The comparatively poor performance of mobile VR in PU and BI after three months of usage was surprising and went contrary to our expected results. Feedback from students indicated that the setup of the mobile VR sequences took too much time—technical issues for some few students detained the entire class—which could have negatively impacted their technology acceptance. A further issue might have been that in comparison to commercially available VR products, our mobile VR modules were simple, which also might have been underwhelming and impacted the students’ ratings. This is consistent with other findings that high expectations can negatively influence the learning experience of VR (Rupp et al., 2016).

As is the case for most studies, our study revealed some limitations that could be addressed in future research. First, as mentioned above, the TAM is usually measured after three to twelve months of using the technology. We conducted our measurement after three months of use because the semester end was imminent. While this period is within the acceptable range, further research could investigate whether different results are obtained if technology acceptance is measured after longer usage, e.g., after 12 months.
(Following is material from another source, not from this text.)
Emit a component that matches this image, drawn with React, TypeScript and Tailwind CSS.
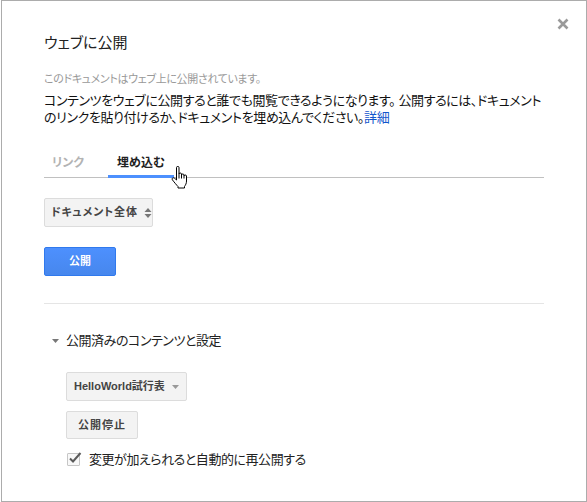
import React from 'react';

const font = "font-['Liberation_Sans','Noto_Sans_CJK_JP',sans-serif] [font-feature-settings:'palt']";

const CloseIcon = () => (
  <svg width="12" height="12" viewBox="0 0 12 12" className="absolute right-[17px] top-[17px]">
    <path d="M1.5 1.5 L10.5 10.5 M10.5 1.5 L1.5 10.5" stroke="#9a9a9a" strokeWidth="2.6" />
  </svg>
);

const HandCursor = () => (
  <svg width="18" height="23" viewBox="0 0 18 23" className="absolute left-[171px] top-[166px]">
    <path
      d="M5.5 1.5 C5.5 0.7 6 0.5 6.75 0.5 C7.5 0.5 8 0.7 8 1.5 V8 C8 7.3 8.5 7 9.2 7 C9.9 7 10.5 7.3 10.5 8 V9 C10.5 8.3 11 8 11.7 8 C12.4 8 13 8.3 13 9 V10 C13 9.3 13.5 9 14.2 9 C14.9 9 15.5 9.3 15.5 10 V15 C15.5 17.5 14.5 19 13.5 20.5 V22 H7 V20.5 C5.5 19 3.5 16.5 1.5 14 C0.8 13 1.2 12 2 11.8 C2.8 11.6 3.5 12 5.5 14 Z"
      fill="#fff"
      stroke="#000"
      strokeWidth="1"
    />
    <path d="M8 8 V12.5 M10.5 9 V12.5 M13 10 V12.5" stroke="#000" strokeWidth="1" />
  </svg>
);

const UpDown = () => (
  <svg width="8" height="12" viewBox="0 0 8 12" className="ml-[6px] shrink-0">
    <path d="M0.5 5 L4 1 L7.5 5 Z M0.5 7 L4 11 L7.5 7 Z" fill="#777" />
  </svg>
);

const Caret = ({ color = '#999' }: { color?: string }) => (
  <svg width="7" height="4" viewBox="0 0 7 4" className="shrink-0">
    <path d="M0 0 H7 L3.5 4 Z" fill={color} />
  </svg>
);

const Checkbox = () => (
  <span className="relative inline-block shrink-0 w-[13px] h-[13px] border border-[#c6c6c6] bg-[#f8f8f8] rounded-[1px]">
    <svg width="15" height="14" viewBox="0 0 15 14" className="absolute left-[0px] top-[-3px]">
      <path d="M2 7.5 L5 10.5 L12.5 2" fill="none" stroke="#5a5a5a" strokeWidth="2" />
    </svg>
  </span>
);

export default function App() {
  return (
    <div className={`relative w-[587px] h-[502px] bg-white ${font}`}>
      <div className="relative ml-[1px] w-[586px] h-[502px] border border-[#acacac] bg-white px-[42px] pt-[32px]">
        <CloseIcon />

        <h1 className="text-[15px] leading-[20px] text-[#222] font-normal">ウェブに公開</h1>

        <p className="mt-[18px] text-[11px] leading-[16px] text-[#999] tracking-[-0.35px]">
          このドキュメントはウェブ上に公開されています。
        </p>

        <p className="mt-[5px] text-[13px] leading-[17px] text-[#111] whitespace-nowrap tracking-[-0.4px]">
          コンテンツをウェブに公開すると誰でも閲覧できるようになります。 公開するには、ドキュメント
          <br />
          のリンクを貼り付けるか、ドキュメントを埋め込んでください。
          <span className="text-[#1155cc]">詳細</span>
        </p>

        <div className="mt-[29px] flex gap-[16px] border-b border-[#c0c0c0]">
          <div className="px-[8px] pb-[4px] mb-[-1px] border-b-[3px] border-transparent text-[12px] leading-[16px] font-bold text-[#b3b3b3]">
            リンク
          </div>
          <div className="px-[9px] pb-[4px] mb-[-1px] border-b-[3px] border-[#4d90fe] text-[12px] leading-[16px] font-bold text-[#222]">
            埋め込む
          </div>
        </div>

        <div className="mt-[20px] flex">
          <div className="flex items-center whitespace-nowrap h-[29px] w-[109px] pl-[6px] border border-[#dcdcdc] rounded-[2px] bg-[#f3f3f3] text-[11px] font-bold text-[#444] tracking-[0.8px]">
            ドキュメント全体
            <UpDown />
          </div>
        </div>

        <div className="mt-[20px] flex">
          <div className="flex items-center justify-center h-[29px] w-[72px] border border-[#3079ed] rounded-[2px] bg-gradient-to-b from-[#4d90fe] to-[#4787ed] text-[11px] font-bold text-white">
            公開
          </div>
        </div>

        <div className="mt-[27px] h-px bg-[#e5e5e5]" />

        <div className="mt-[28px] flex items-center text-[13px] leading-[17px] text-[#222] tracking-[-0.45px]">
          <span className="ml-[8px] mr-[7px] flex">
            <Caret color="#777" />
          </span>
          公開済みのコンテンツと設定
        </div>

        <div className="ml-[22px]">
          <div className="mt-[23px] flex">
            <div className="flex items-center whitespace-nowrap h-[29px] w-[121px] pl-[7px] gap-[7px] border border-[#dcdcdc] rounded-[2px] bg-[#f3f3f3] text-[11px] font-bold text-[#444]">
              HelloWorld試行表
              <Caret />
            </div>
          </div>

          <div className="mt-[10px] flex">
            <div className="flex items-center justify-center h-[28px] w-[72px] border border-[#dcdcdc] rounded-[2px] bg-[#f3f3f3] text-[11px] font-bold text-[#444] tracking-[1px]">
              公開停止
            </div>
          </div>

          <div className="mt-[12px] flex items-center h-[17px] pl-[1px] text-[13px] text-[#222] tracking-[-0.45px]">
            <Checkbox />
            <span className="ml-[9px]">変更が加えられると自動的に再公開する</span>
          </div>
        </div>
      </div>
      <HandCursor />
    </div>
  );
}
Second, PLS SEM has become a common tool to calculate structural models because it poses less stringent requirements on the number of manifest variables and the data distribution than covariance based structural equation modeling (PB-SEM) based approaches (Hair et al., 2016). Further research should try to replicate these findings using covariance-based modeling. Third, further research could also add further factors to the TAM to understand which specific factors drive the high and low levels of PU and PEOU on BI.